Disabling interrupts and masking interrupts
Kevin Wilson
wkevils at gmail.com
Sat Mar 9 16:30:10 EST 2013
Hi,
Are you sure about that Edge-triggered interrupts are gone and that
most hardware doesn't use edge triggers ?
For example, on my x86_64, I get 9 edge interrupts:
0: 127 0 IO-APIC-edge timer
1: 3 0 IO-APIC-edge i8042
4: 1 1 IO-APIC-edge
8: 0 1 IO-APIC-edge rtc0
12: 1 3 IO-APIC-edge i8042
14: 0 0 IO-APIC-edge ata_piix
15: 0 0 IO-APIC-edge ata_piix
43: 30897 7 PCI-MSI-edge em1
44: 306 308 PCI-MSI-edge snd_hda_intel
Also I remember I saw in a book about Kernel that edge interrupts are
more common than level interrupts.
rgs
Kevin
On Thu, Mar 7, 2013 at 6:53 PM, <Valdis.Kletnieks at vt.edu> wrote:
> On Thu, 07 Mar 2013 17:17:19 +0200, Kevin Wilson said:
>
>> Does this mean that once you are disabling
>> interrupts, these interrupts are lost ? even later, when we will
>> enable interrupts, the interrupts from the past that should have been
>> created (but interrupts were disabled at that time interval) are in
>> fact lost?
>
> Level-triggered interruots will go off once interrupts are re-enabled,
> assuming that the device has kept the level set and not given up and timed
> out.
>
> Edge-trittered interrupts are gone.

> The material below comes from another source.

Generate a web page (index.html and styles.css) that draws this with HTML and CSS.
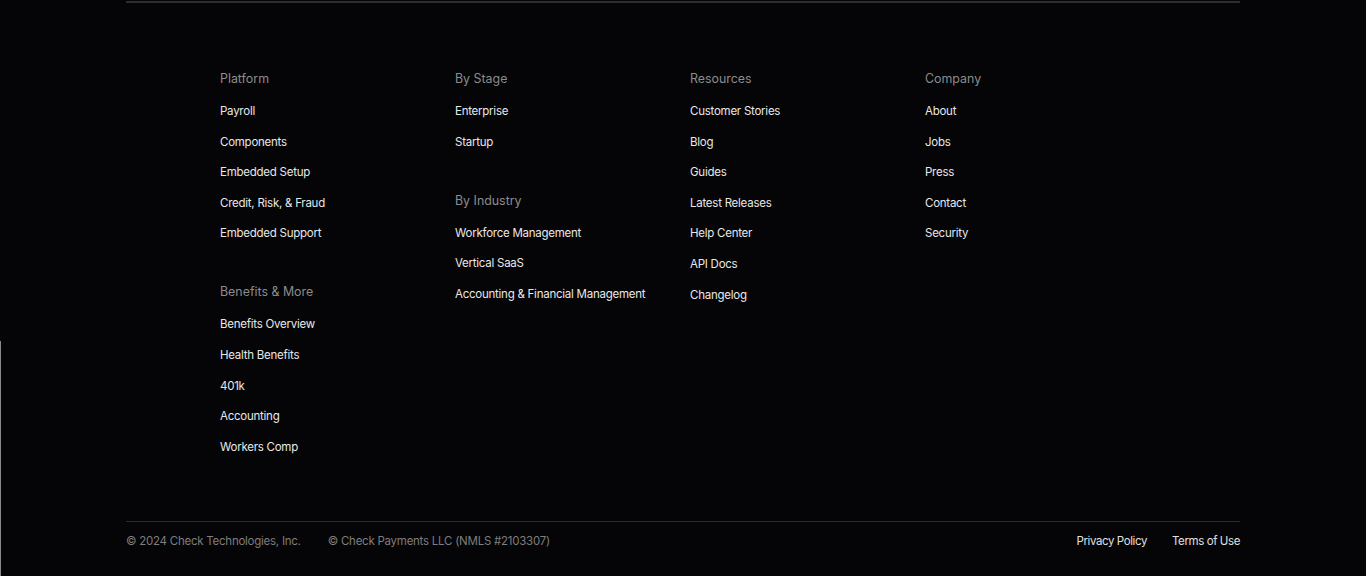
FILE: index.html
```html
<!DOCTYPE html>
<html lang="en">
<head>
  <meta charset="UTF-8">
  <meta name="viewport" content="width=device-width, initial-scale=1.0">
  <title>Check - Footer</title>
  <link rel="stylesheet" href="styles.css">
</head>
<body>
  <div class="edge"></div>
  <footer class="footer">
    <div class="columns">
      <div class="col">
        <div class="group">
          <h4>Platform</h4>
          <ul>
            <li><a href="#">Payroll</a></li>
            <li><a href="#">Components</a></li>
            <li><a href="#">Embedded Setup</a></li>
            <li><a href="#">Credit, Risk, &amp; Fraud</a></li>
            <li><a href="#">Embedded Support</a></li>
          </ul>
        </div>
        <div class="group">
          <h4>Benefits &amp; More</h4>
          <ul>
            <li><a href="#">Benefits Overview</a></li>
            <li><a href="#">Health Benefits</a></li>
            <li><a href="#">401k</a></li>
            <li><a href="#">Accounting</a></li>
            <li><a href="#">Workers Comp</a></li>
          </ul>
        </div>
      </div>
      <div class="col">
        <div class="group">
          <h4>By Stage</h4>
          <ul>
            <li><a href="#">Enterprise</a></li>
            <li><a href="#">Startup</a></li>
          </ul>
        </div>
        <div class="group">
          <h4>By Industry</h4>
          <ul>
            <li><a href="#">Workforce Management</a></li>
            <li><a href="#">Vertical SaaS</a></li>
            <li><a href="#">Accounting &amp; Financial Management</a></li>
          </ul>
        </div>
      </div>
      <div class="col">
        <div class="group">
          <h4>Resources</h4>
          <ul>
            <li><a href="#">Customer Stories</a></li>
            <li><a href="#">Blog</a></li>
            <li><a href="#">Guides</a></li>
            <li><a href="#">Latest Releases</a></li>
            <li><a href="#">Help Center</a></li>
            <li><a href="#">API Docs</a></li>
            <li><a href="#">Changelog</a></li>
          </ul>
        </div>
      </div>
      <div class="col">
        <div class="group">
          <h4>Company</h4>
          <ul>
            <li><a href="#">About</a></li>
            <li><a href="#">Jobs</a></li>
            <li><a href="#">Press</a></li>
            <li><a href="#">Contact</a></li>
            <li><a href="#">Security</a></li>
          </ul>
        </div>
      </div>
    </div>
    <div class="bottom">
      <div class="legal">
        <span>&copy; 2024 Check Technologies, Inc.</span>
        <span>&copy; Check Payments LLC (NMLS #2103307)</span>
      </div>
      <div class="policies">
        <a href="#">Privacy Policy</a>
        <a href="#">Terms of Use</a>
      </div>
    </div>
  </footer>
</body>
</html>
```

FILE: styles.css
```css
body {
  font-family: Inter, 'Noto Sans', sans-serif;
  background-color: #050406;
  color: #e6e6e6;
  margin: 0;
  height: 576px;
  overflow: hidden;
}
a {
  color: inherit;
  text-decoration: none;
}
.edge {
  position: fixed;
  left: 0;
  top: 341px;
  bottom: 0;
  width: 1px;
  background-color: #8a8a8a;
}
.footer {
  width: 1114px;
  margin: 1px auto 0;
  border-top: 2px solid #2c2c2e;
}
.columns {
  display: grid;
  grid-template-columns: repeat(4, 235px);
  padding: 68px 0 66px 94px;
}
.group + .group {
  margin-top: 43px;
}
h4 {
  margin: 0 0 16px;
  font-size: 12.4px;
  line-height: 16px;
  font-weight: 400;
  color: #8c8c8c;
}
ul {
  list-style: none;
  margin: 0;
  padding: 0;
  display: flex;
  flex-direction: column;
  gap: 14.6px;
}
li {
  font-size: 11.5px;
  letter-spacing: -0.25px;
  line-height: 16px;
  color: #e8e8e8;
}
.bottom {
  display: flex;
  justify-content: space-between;
  border-top: 1px solid #2a2a2c;
  padding-top: 11px;
  font-size: 11.5px;
  letter-spacing: -0.25px;
  line-height: 16px;
}
.legal {
  display: flex;
  gap: 27px;
  color: #7e7e7e;
}
.policies {
  display: flex;
  gap: 25px;
  letter-spacing: -0.4px;
  color: #e0e0e0;
}
```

That's part of why most hardware
> doesn't use edge triggers - it's just too hard to guarantee proper device
> driver operation.
>
> Also, in common usage, "disabled interrupts" means that you're not listening
> to *any* interrupts, while "masked" means "we're not listening to *this*
> interrupt source, even if we *are* accepting interrupts from other sources".
>
> The difference is that sometimes the CPU is doing stuff that it would be
> potentially screwed if *any* interrupt happened, so we disable them. Other
> times we're busy inside a device driver, and we're in a critical section
> for that device - but it's safe for other devices to interrupt. So to improve
> latency we mask off just the one interrupt not all of them.